#### [WHAT TO WORK ON]
Faithfully return all lines, omitting every embedded picture.
------------------------------------------------------------
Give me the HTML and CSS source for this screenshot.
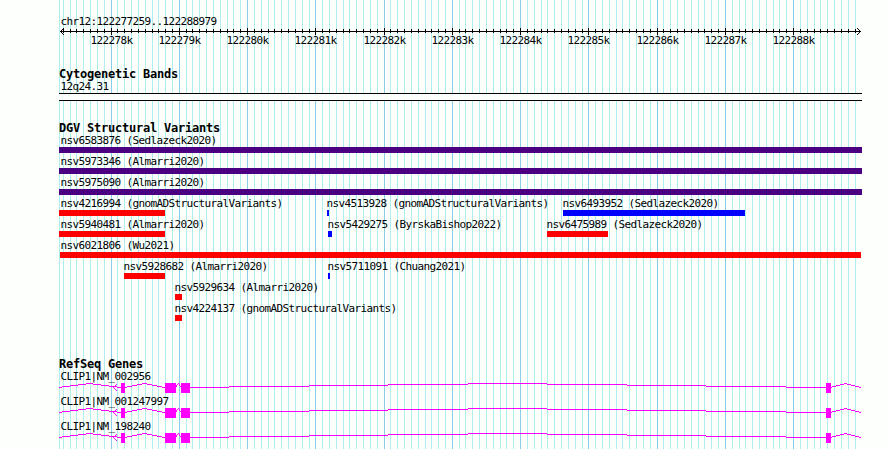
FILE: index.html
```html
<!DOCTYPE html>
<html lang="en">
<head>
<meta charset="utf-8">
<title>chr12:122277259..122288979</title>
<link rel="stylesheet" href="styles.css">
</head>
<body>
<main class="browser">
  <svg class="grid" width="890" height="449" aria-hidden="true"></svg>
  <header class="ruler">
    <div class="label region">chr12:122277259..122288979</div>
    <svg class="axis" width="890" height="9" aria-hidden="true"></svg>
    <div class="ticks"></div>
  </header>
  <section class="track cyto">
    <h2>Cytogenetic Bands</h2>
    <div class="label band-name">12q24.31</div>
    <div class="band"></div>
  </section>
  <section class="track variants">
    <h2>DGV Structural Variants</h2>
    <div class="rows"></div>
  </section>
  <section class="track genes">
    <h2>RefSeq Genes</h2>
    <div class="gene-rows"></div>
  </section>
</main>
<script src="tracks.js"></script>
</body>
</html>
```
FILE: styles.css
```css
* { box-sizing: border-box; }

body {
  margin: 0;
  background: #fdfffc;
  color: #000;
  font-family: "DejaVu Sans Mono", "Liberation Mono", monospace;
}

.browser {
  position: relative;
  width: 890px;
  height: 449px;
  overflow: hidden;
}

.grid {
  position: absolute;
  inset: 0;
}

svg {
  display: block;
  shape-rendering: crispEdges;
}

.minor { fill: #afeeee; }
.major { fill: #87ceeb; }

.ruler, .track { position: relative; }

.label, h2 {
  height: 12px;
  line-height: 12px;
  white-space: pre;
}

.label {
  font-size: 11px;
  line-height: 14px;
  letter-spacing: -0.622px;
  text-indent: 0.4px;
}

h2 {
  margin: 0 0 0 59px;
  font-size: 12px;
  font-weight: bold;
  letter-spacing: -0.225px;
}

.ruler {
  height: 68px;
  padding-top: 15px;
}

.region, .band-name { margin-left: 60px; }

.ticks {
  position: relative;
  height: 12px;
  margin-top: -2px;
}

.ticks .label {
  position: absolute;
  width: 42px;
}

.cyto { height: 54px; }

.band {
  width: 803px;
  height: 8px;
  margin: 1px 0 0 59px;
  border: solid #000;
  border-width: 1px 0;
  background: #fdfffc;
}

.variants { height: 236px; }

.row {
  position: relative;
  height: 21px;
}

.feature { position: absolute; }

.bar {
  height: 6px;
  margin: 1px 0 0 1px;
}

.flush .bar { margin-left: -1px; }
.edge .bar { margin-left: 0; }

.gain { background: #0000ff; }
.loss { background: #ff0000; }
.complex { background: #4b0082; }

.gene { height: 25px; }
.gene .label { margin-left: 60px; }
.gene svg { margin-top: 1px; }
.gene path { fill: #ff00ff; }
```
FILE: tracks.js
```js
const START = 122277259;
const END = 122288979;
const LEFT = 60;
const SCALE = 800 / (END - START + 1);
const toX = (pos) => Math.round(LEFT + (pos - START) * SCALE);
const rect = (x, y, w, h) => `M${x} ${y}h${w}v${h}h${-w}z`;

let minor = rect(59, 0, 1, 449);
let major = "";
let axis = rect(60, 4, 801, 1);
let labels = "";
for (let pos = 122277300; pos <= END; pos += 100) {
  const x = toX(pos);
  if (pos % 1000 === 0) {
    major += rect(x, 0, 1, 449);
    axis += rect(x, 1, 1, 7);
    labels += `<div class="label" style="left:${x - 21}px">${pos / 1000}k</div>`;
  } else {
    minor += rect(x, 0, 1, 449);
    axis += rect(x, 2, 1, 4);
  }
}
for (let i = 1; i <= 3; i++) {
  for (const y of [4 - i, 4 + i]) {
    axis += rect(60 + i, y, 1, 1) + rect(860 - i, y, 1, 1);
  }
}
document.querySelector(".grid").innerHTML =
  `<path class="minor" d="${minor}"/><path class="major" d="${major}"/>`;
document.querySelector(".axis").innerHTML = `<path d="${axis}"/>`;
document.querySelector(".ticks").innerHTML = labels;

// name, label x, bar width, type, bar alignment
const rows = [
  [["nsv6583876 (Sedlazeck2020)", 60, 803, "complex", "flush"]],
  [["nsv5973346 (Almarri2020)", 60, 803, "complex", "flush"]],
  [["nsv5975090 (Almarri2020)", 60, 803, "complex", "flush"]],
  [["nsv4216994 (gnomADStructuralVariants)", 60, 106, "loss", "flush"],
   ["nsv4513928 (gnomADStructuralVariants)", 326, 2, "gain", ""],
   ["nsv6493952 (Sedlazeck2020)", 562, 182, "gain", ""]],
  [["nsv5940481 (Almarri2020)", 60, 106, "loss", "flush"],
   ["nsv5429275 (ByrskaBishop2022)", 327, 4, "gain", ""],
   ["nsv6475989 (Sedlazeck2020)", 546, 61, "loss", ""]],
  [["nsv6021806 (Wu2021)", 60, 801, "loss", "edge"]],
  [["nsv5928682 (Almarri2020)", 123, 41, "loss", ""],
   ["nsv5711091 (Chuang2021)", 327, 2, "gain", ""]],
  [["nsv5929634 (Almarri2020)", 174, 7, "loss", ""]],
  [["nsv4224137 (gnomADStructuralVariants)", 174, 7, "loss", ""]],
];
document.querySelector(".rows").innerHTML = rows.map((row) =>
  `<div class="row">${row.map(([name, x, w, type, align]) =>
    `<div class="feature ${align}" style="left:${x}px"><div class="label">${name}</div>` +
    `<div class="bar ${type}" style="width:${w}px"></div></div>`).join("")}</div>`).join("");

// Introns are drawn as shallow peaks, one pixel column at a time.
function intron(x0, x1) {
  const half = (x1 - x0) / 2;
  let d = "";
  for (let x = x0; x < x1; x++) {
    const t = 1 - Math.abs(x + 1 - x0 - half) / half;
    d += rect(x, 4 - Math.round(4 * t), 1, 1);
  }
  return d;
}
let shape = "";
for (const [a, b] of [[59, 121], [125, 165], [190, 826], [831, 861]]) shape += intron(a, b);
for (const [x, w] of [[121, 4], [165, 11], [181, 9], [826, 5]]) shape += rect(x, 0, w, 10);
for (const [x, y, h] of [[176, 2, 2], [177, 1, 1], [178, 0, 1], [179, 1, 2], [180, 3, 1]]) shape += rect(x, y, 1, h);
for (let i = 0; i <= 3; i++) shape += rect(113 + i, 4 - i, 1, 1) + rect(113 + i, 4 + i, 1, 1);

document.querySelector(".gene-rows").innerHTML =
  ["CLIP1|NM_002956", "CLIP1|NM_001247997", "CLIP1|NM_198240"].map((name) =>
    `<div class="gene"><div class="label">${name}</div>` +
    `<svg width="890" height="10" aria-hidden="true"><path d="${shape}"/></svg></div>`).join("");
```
------------------------------------------------------------
#### [RESULT OF THIS TASK]
Give me the HTML and CSS source for this screenshot.
FILE: index.html
```html
<!DOCTYPE html>
<html lang="en">
<head>
<meta charset="utf-8">
<title>chr12:122277259..122288979</title>
<link rel="stylesheet" href="styles.css">
</head>
<body>
<main class="browser">
  <svg class="grid" width="890" height="449" aria-hidden="true"></svg>
  <header class="ruler">
    <div class="label region">chr12:122277259..122288979</div>
    <svg class="axis" width="890" height="9" aria-hidden="true"></svg>
    <div class="ticks"></div>
  </header>
  <section class="track cyto">
    <h2>Cytogenetic Bands</h2>
    <div class="label band-name">12q24.31</div>
    <div class="band"></div>
  </section>
  <section class="track variants">
    <h2>DGV Structural Variants</h2>
    <div class="rows"></div>
  </section>
  <section class="track genes">
    <h2>RefSeq Genes</h2>
    <div class="gene-rows"></div>
  </section>
</main>
<script src="tracks.js"></script>
</body>
</html>
```
FILE: styles.css
```css
* { box-sizing: border-box; }

body {
  margin: 0;
  background: #fdfffc;
  color: #000;
  font-family: "DejaVu Sans Mono", "Liberation Mono", monospace;
}

.browser {
  position: relative;
  width: 890px;
  height: 449px;
  overflow: hidden;
}

.grid {
  position: absolute;
  inset: 0;
}

svg {
  display: block;
  shape-rendering: crispEdges;
}

.minor { fill: #afeeee; }
.major { fill: #87ceeb; }

.ruler, .track { position: relative; }

.label, h2 {
  height: 12px;
  line-height: 12px;
  white-space: pre;
}

.label {
  font-size: 11px;
  line-height: 14px;
  letter-spacing: -0.622px;
  text-indent: 0.4px;
}

h2 {
  margin: 0 0 0 59px;
  font-size: 12px;
  font-weight: bold;
  letter-spacing: -0.225px;
}

.ruler {
  height: 68px;
  padding-top: 15px;
}

.region, .band-name { margin-left: 60px; }

.ticks {
  position: relative;
  height: 12px;
  margin-top: -2px;
}

.ticks .label {
  position: absolute;
  width: 42px;
}

.cyto { height: 54px; }

.band {
  width: 803px;
  height: 8px;
  margin: 1px 0 0 59px;
  border: solid #000;
  border-width: 1px 0;
  background: #fdfffc;
}

.variants { height: 236px; }

.row {
  position: relative;
  height: 21px;
}

.feature { position: absolute; }

.bar {
  height: 6px;
  margin: 1px 0 0 1px;
}

.flush .bar { margin-left: -1px; }
.edge .bar { margin-left: 0; }

.gain { background: #0000ff; }
.loss { background: #ff0000; }
.complex { background: #4b0082; }

.gene { height: 25px; }
.gene .label { margin-left: 60px; }
.gene svg { margin-top: 1px; }
.gene path { fill: #ff00ff; }
```
FILE: tracks.js
```js
const START = 122277259;
const END = 122288979;
const LEFT = 60;
const SCALE = 800 / (END - START + 1);
const toX = (pos) => Math.round(LEFT + (pos - START) * SCALE);
const rect = (x, y, w, h) => `M${x} ${y}h${w}v${h}h${-w}z`;

let minor = rect(59, 0, 1, 449);
let major = "";
let axis = rect(60, 4, 801, 1);
let labels = "";
for (let pos = 122277300; pos <= END; pos += 100) {
  const x = toX(pos);
  if (pos % 1000 === 0) {
    major += rect(x, 0, 1, 449);
    axis += rect(x, 1, 1, 7);
    labels += `<div class="label" style="left:${x - 21}px">${pos / 1000}k</div>`;
  } else {
    minor += rect(x, 0, 1, 449);
    axis += rect(x, 2, 1, 4);
  }
}
for (let i = 1; i <= 3; i++) {
  for (const y of [4 - i, 4 + i]) {
    axis += rect(60 + i, y, 1, 1) + rect(860 - i, y, 1, 1);
  }
}
document.querySelector(".grid").innerHTML =
  `<path class="minor" d="${minor}"/><path class="major" d="${major}"/>`;
document.querySelector(".axis").innerHTML = `<path d="${axis}"/>`;
document.querySelector(".ticks").innerHTML = labels;

// name, label x, bar width, type, bar alignment
const rows = [
  [["nsv6583876 (Sedlazeck2020)", 60, 803, "complex", "flush"]],
  [["nsv5973346 (Almarri2020)", 60, 803, "complex", "flush"]],
  [["nsv5975090 (Almarri2020)", 60, 803, "complex", "flush"]],
  [["nsv4216994 (gnomADStructuralVariants)", 60, 106, "loss", "flush"],
   ["nsv4513928 (gnomADStructuralVariants)", 326, 2, "gain", ""],
   ["nsv6493952 (Sedlazeck2020)", 562, 182, "gain", ""]],
  [["nsv5940481 (Almarri2020)", 60, 106, "loss", "flush"],
   ["nsv5429275 (ByrskaBishop2022)", 327, 4, "gain", ""],
   ["nsv6475989 (Sedlazeck2020)", 546, 61, "loss", ""]],
  [["nsv6021806 (Wu2021)", 60, 801, "loss", "edge"]],
  [["nsv5928682 (Almarri2020)", 123, 41, "loss", ""],
   ["nsv5711091 (Chuang2021)", 327, 2, "gain", ""]],
  [["nsv5929634 (Almarri2020)", 174, 7, "loss", ""]],
  [["nsv4224137 (gnomADStructuralVariants)", 174, 7, "loss", ""]],
];
document.querySelector(".rows").innerHTML = rows.map((row) =>
  `<div class="row">${row.map(([name, x, w, type, align]) =>
    `<div class="feature ${align}" style="left:${x}px"><div class="label">${name}</div>` +
    `<div class="bar ${type}" style="width:${w}px"></div></div>`).join("")}</div>`).join("");

// Introns are drawn as shallow peaks, one pixel column at a time.
function intron(x0, x1) {
  const half = (x1 - x0) / 2;
  let d = "";
  for (let x = x0; x < x1; x++) {
    const t = 1 - Math.abs(x + 1 - x0 - half) / half;
    d += rect(x, 4 - Math.round(4 * t), 1, 1);
  }
  return d;
}
let shape = "";
for (const [a, b] of [[59, 121], [125, 165], [190, 826], [831, 861]]) shape += intron(a, b);
for (const [x, w] of [[121, 4], [165, 11], [181, 9], [826, 5]]) shape += rect(x, 0, w, 10);
for (const [x, y, h] of [[176, 2, 2], [177, 1, 1], [178, 0, 1], [179, 1, 2], [180, 3, 1]]) shape += rect(x, y, 1, h);
for (let i = 0; i <= 3; i++) shape += rect(113 + i, 4 - i, 1, 1) + rect(113 + i, 4 + i, 1, 1);

document.querySelector(".gene-rows").innerHTML =
  ["CLIP1|NM_002956", "CLIP1|NM_001247997", "CLIP1|NM_198240"].map((name) =>
    `<div class="gene"><div class="label">${name}</div>` +
    `<svg width="890" height="10" aria-hidden="true"><path d="${shape}"/></svg></div>`).join("");
```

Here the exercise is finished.